Given request: Return each line of the data below verbatim; pictures are to be left out.
--- Start Data excerpts ---
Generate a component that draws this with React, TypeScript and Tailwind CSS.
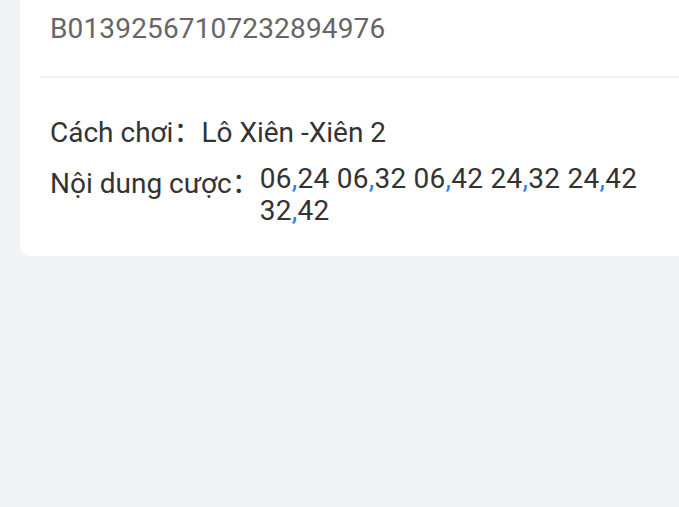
const picks = ['06,24', '06,32', '06,42', '24,32', '24,42', '32,42'];

function Pair({ value }: { value: string }) {
  const [a, b] = value.split(',');
  return (
    <span className="whitespace-nowrap">
      {a}
      <span className="text-[#2f7cf6]">,</span>
      {b}
    </span>
  );
}

export default function App() {
  return (
    <div
      className="w-full h-[507px] overflow-hidden bg-[#f2f3f5]"
      style={{ fontFamily: 'Roboto, "Noto Sans CJK SC", sans-serif' }}
    >
      <div className="ml-[20px] w-[690px] bg-white rounded-b-[10px] pb-[29px]">
        {/* Order id */}
        <div className="pt-[9px] pl-[30px] text-[28px] leading-[40px] tracking-[0.15px] text-[#666]">
          B01392567107232894976
        </div>
        <div className="ml-[20px] mt-[27px] h-[2px] bg-[#f0f1f3]"></div>

        {/* Details */}
        <div className="pl-[30px] pr-[30px] pt-[35px] text-[28px] text-[#333]">
          <div className="flex leading-[40px]">
            <span>Cách chơi：</span>
            <span>Lô Xiên -Xiên 2</span>
          </div>
          <div className="flex items-start mt-[8px]">
            <span className="leading-[40px] mt-[3px] whitespace-nowrap">Nội dung cược：</span>
            <div className="flex-1 leading-[32px] mt-[2px] tracking-[0.25px]">
              {picks.map((p, i) => (
                <span key={p}>
                  <Pair value={p} />
                  {i < picks.length - 1 ? ' ' : ''}
                </span>
              ))}
            </div>
          </div>
        </div>
      </div>
    </div>
  );
}
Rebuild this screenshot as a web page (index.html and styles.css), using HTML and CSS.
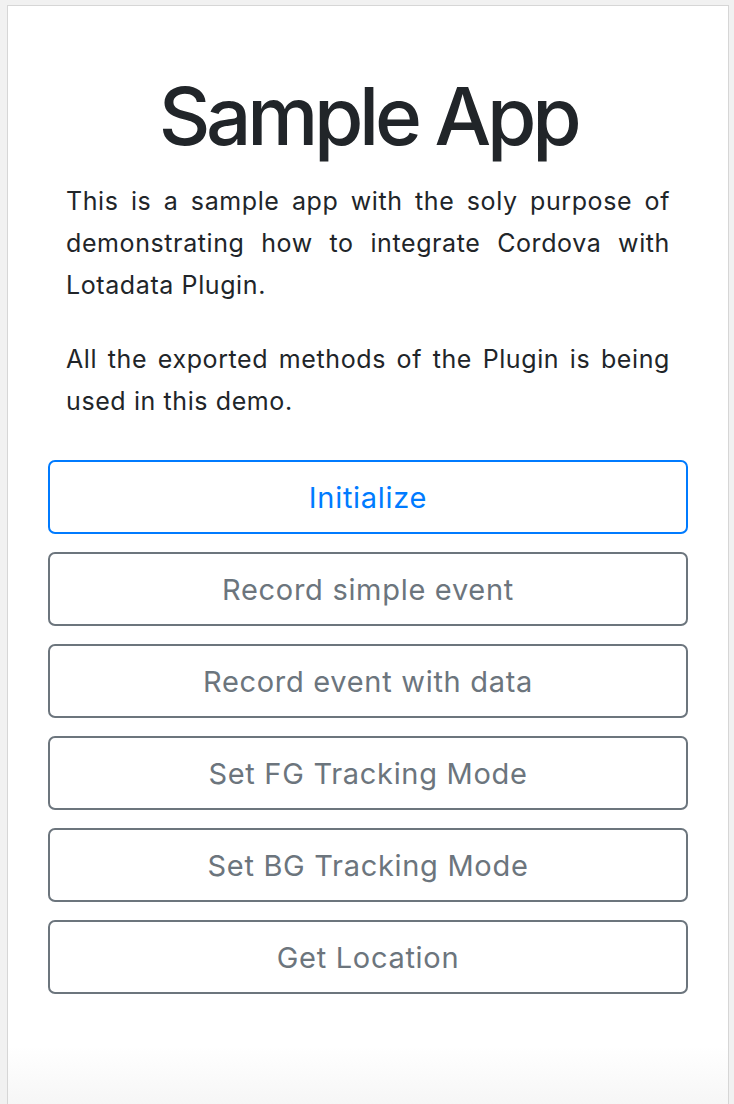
--- End Data excerpts ---
Result:
Generate a component that draws this with React, TypeScript and Tailwind CSS.
const picks = ['06,24', '06,32', '06,42', '24,32', '24,42', '32,42'];

function Pair({ value }: { value: string }) {
  const [a, b] = value.split(',');
  return (
    <span className="whitespace-nowrap">
      {a}
      <span className="text-[#2f7cf6]">,</span>
      {b}
    </span>
  );
}

export default function App() {
  return (
    <div
      className="w-full h-[507px] overflow-hidden bg-[#f2f3f5]"
      style={{ fontFamily: 'Roboto, "Noto Sans CJK SC", sans-serif' }}
    >
      <div className="ml-[20px] w-[690px] bg-white rounded-b-[10px] pb-[29px]">
        {/* Order id */}
        <div className="pt-[9px] pl-[30px] text-[28px] leading-[40px] tracking-[0.15px] text-[#666]">
          B01392567107232894976
        </div>
        <div className="ml-[20px] mt-[27px] h-[2px] bg-[#f0f1f3]"></div>

        {/* Details */}
        <div className="pl-[30px] pr-[30px] pt-[35px] text-[28px] text-[#333]">
          <div className="flex leading-[40px]">
            <span>Cách chơi：</span>
            <span>Lô Xiên -Xiên 2</span>
          </div>
          <div className="flex items-start mt-[8px]">
            <span className="leading-[40px] mt-[3px] whitespace-nowrap">Nội dung cược：</span>
            <div className="flex-1 leading-[32px] mt-[2px] tracking-[0.25px]">
              {picks.map((p, i) => (
                <span key={p}>
                  <Pair value={p} />
                  {i < picks.length - 1 ? ' ' : ''}
                </span>
              ))}
            </div>
          </div>
        </div>
      </div>
    </div>
  );
}
Rebuild this screenshot as a web page (index.html and styles.css), using HTML and CSS.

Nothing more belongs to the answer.